Jika kita ingin mengulik permasalahan ini banyak hal yang dapat melatarbelakangi,contohnya kita lebih memilih untuk menyingkat kata, ketimbang mengirim 2 layar sms sekaligus. Biaya pengiriman sms menjadi faktor utama dalam alasan kali ini. Padahal bukan tidak mungkin terjadinya miss communication di dalam penggunaan bahasa yang katanya gaul itu.

Pada tanggal 28 Oktober 1928 lalu pergerakan pemuda se Indonesia dengan lantang dan berani menyatakan sumpahnya, “Kami putera puteri Indonesia menjunjung tinggi bahasa persatuan , Bahasa Indonesia!”. Pemuda terdahulu telah bersumpah, teman ! Terus kita sebagai pemuda zaman sekarang melakukan? Melanggar sumpah itu?

Jelas dong, bahasa yang kita singkat selama ini bukan bahasa Indonesia seperti yang pemuda zaman dulu sumpahkan. Tidak percaya? Coba lihat kata “yg” , “kmps” , “rmh” di KBBI ada tidak? Tapi coba lihat kata “yang” , “kampus” , “rumah” . Mirisnya lagi ada juga yang menyingkat kata  mengatasnamakan keefektifan tulisan.

Padahal, seharusnya kita bangga dengan keberadaan bahasa Indonesia sebagai bahasa resmi kedua di negara Vietnam sejak akhir 2007. Dengan begitu senada rasanya ungkapan Agus Dharma, Kepala Badan Pengembangan dan Pembinaan Bahasa Kemendikbud bahwa bahasa merupakan lambang jati diri bangsa, kebanggaan nasional dan sarana pemersatu bangsa” (28/10) kompas.com

Memang tidak bisa dipungkiri bahwa budaya yang telah dijalankan terus-terusan sangat susah untuk diubah. Jangankan kita sebagai anak muda, orang tua dan bahkan pejabat sekalipun masih sering menyingkat kata dalam berbahasa. Padahal ketika masa penjajahan perlu diingat bahwa Bahasa Indonesia merupakan bahasa yang diperjuangkan para pahlawan kita. Tidak tanggung tanggung, nyawa adalah taruhan ketika bahasa Indonesia diperjuangkan.

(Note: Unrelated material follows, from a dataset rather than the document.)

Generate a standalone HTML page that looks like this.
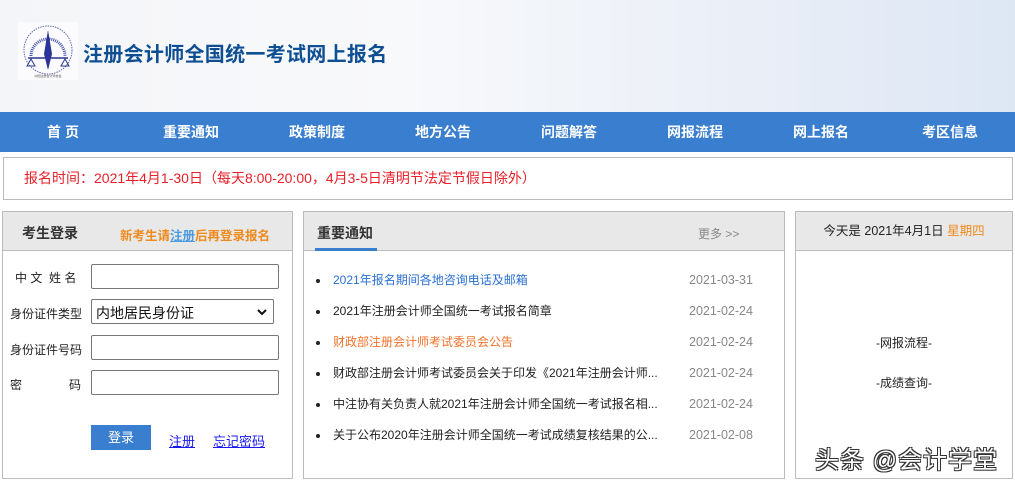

Tetapi sedikit demi sedikit sesungguhnya kita bisa mengurangi kebiasaan itu. Mulai dari hal yang sederhana saja seperti pengetikan sms dan penyampaian informasi di media jejaring sosial. Jangan terpengaruh dengan menempatkan pengetikan SMS menjadi indikator utama dalam Bahasa Indonesia.Jangan menyia-nyiakan sumpah yang telah dibuat oleh pemuda pemudi 84 tahun yang lalu.

Tanggung jawab moral bangsa untuk 10 tahun kedepan ada di tangan kita semua. Kita harus bisa memilih dari dua pilihan yang ada , mulai menggunakan ejaan bahasa Indonesia dengan baik dan benar dari sekarang atau kita membuka jalan untuk bahasa Indonesia kurang dikenal lagi oleh generasi yang akan datang dengan tetap mempergunakan bahasa singkatan-singkatan.